Of course, as with any air bound, wireless technology, interference is a problem liable to rear its ugly head at any moment. According to Jon, however, the frequencies used rarely occur naturally or in man made situations while also saying that he has added some "tricks" to put a stopper on any other potential interference.
The device also comes with a transparent, pressure sensitive head, which in conjunction with the software, will allow users to vary brush and line thickness when drawing or 'painting'.
According to Jon, he's already in discussions with "many of the top app developers" about incorporating his SDK with their apps, and plans to have several apps, currently in development, ready to roll at launch. He certainly has cause for optimism - the Kickstarter page for the jaja has, at time of writing, already registered $31,000 worth of pledges, $7,000 more than the set goal. This is with two whole weeks left until the funding deadline.
Although, as Jon notes: "I'm not sure what stressed me more - waiting to get to funding position and watching the backers come in on Kickstarter, or now knowing the work ahead of me!"

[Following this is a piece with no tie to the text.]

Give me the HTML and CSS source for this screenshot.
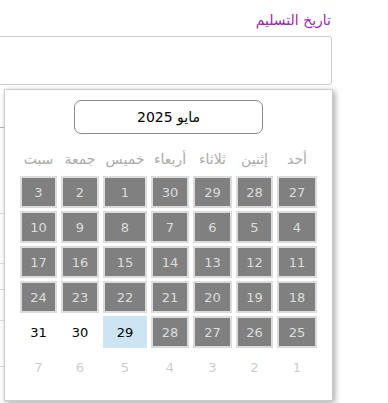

"I've already started building the sales and distribution infrastructure, and I'm fielding calls from large phone and hardware distributors wanting 1000's of pieces asap! Quite incredible the doors being opened from the Kickstarter campaign to be honest."
For the moment, the project will launch solely on iOS, but Jon says the plan is to have an Android release following close behind.
So, the only question left now is, "When do we get ours?"